Circumference: The outside boundary of a circle. A line, in a loop, with no beginning or end.


Diameter: The width of the circle at its widest point. An invisible line with a beginning and an end.


Ratio: The number of times one number contains another number. For example, if in a bowl there are 12 lemons and 6 oranges, the ratio of lemons to oranges is 12 to 6, or 2 to 1.


Question: What’s the ratio of the circumference of a circle (its outside loop) to its diameter (its width) How many diameters are there in its circumference?



Put differently and metaphysically: How does infinity (the circle’s loop) relate to finite (the circle’s width)? How many finites are there in the infinite?


The answer to the mathematical question, is “pi” - an irrational (cannot be expressed exactly) and transcendental (can’t be the solution of an equation involving finite things) number.


Dividing any circle’s circumference by its diameter always produces the same unique number that never ends nor repeats a pattern within it.

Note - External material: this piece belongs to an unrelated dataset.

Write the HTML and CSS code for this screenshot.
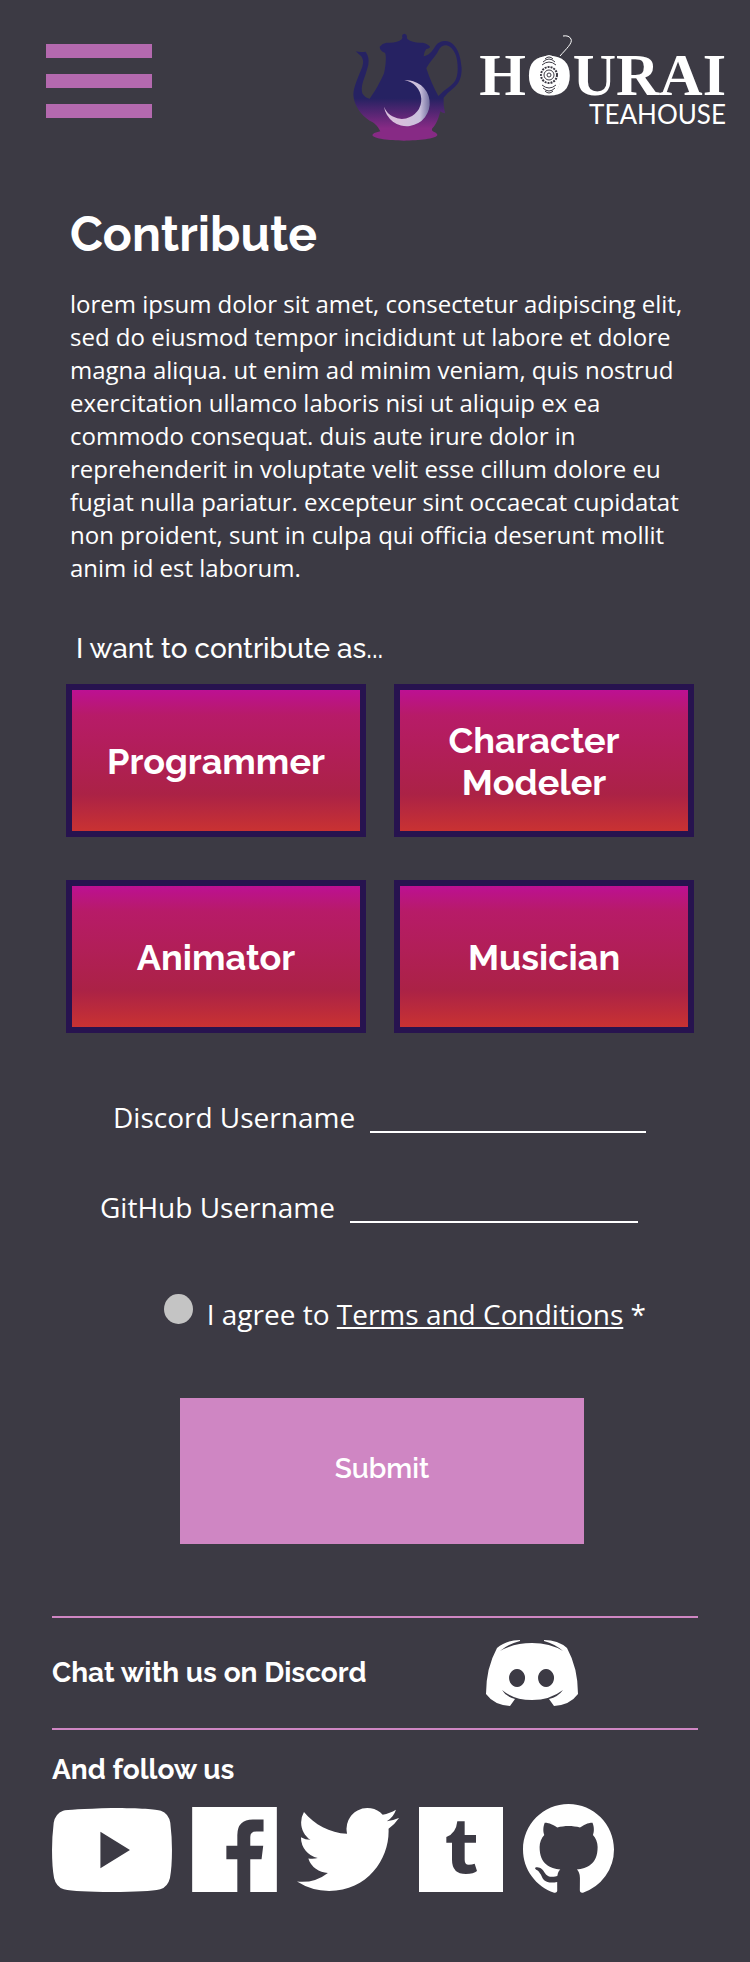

When written, it is abbreviated as 3.14, but the true calculation produces an endless stream of digits without a repeated pattern within. It’s not a conventional number.


That “number” “3.14….” is called pi.


Trying to create a logical connection and relationship between the infiniteness of a circle (its circumference) and its finiteness (its width) is inherently paradoxical, and creates something that is both finite (consisting of numbers) and infinite (which never ends). Pi, therefore, represents an intersection of finite and infinite: a finite representation revealing an infinite manifestation.


Our reality – that which we perceive with our logic – is linear, causal, time-bound, and inherently includes a beginning and an end. We instinctively ask: How did something anything and everything get here? When?


Embedded in our reality is something not of our reality’s rules – the circle. It’s got no start and no end. It’s something beyond our reality, within our reality. I think it actually reflects a deeper reality of the universe. While our reality seems to require a beginning - because our linear minds think that way and can only grasp a notion of start and end - I think there is no beginning or end of the universe. The essence of the reality of our reality as we can’t know it, is circular, including “time” itself. It expands and contracts continuously. There is no start time.


Our mind might resist this, since its tools are Why, Because, Before, and After, so, for everything there must be a why, how, and before. The mind’s tools are all it knows. We assume our tools can address all of reality. We project our “truths” – as determined by the limitations of our thought apparatus – on to domains inaccessible to our cognition, where even the concepts of “truth” or “reality” may not apply. We apply our logic, reason, and words to unapproachable areas.


The painful (to the ego) truth may in fact be that reality has no beginning and that time itself is circular. The big bang may have been part of a repetitive cycle, the tightest point in a time loop, the end of a contraction and the beginning of an expansion. Fractals - an endless repeat of a pattern that appears completed, until we look closer where we see it repeated – mimics this. The universe seems to echo this as well. Structures appear self-similar across scales: galaxy, solar system, molecule, atoms…. all repeat patterns, at least visually, suggesting cyclic or iterative organization.


Our mind, if we teach it to apply its own rules of logic to itself, can understand its limits and might acknowledge the possibility of there being something beyond its grasp - without the ability to sense or even discuss that.


The image of a circle and its unique mathematical manifestation can be a hint or shadow of the infinite, for our finite minds.


Some of us might have a gnawing and frustrating sense of another reality in our reality - the infinite - without anything to perceive it. Societies and cultures prefer to fabricate certainty rather than confront not knowing, which is painful to the egocenter whose raison d’etre is understanding, knowing, predicting… Some chose to call this shadow of the infinite, god. (They then personify, worship, and create narratives around it, and consider it part of the self, trying to convince themselves they know the shadow, the infinite).


Perhaps instead we call god “Pi” – the shadow of the unknowable to us.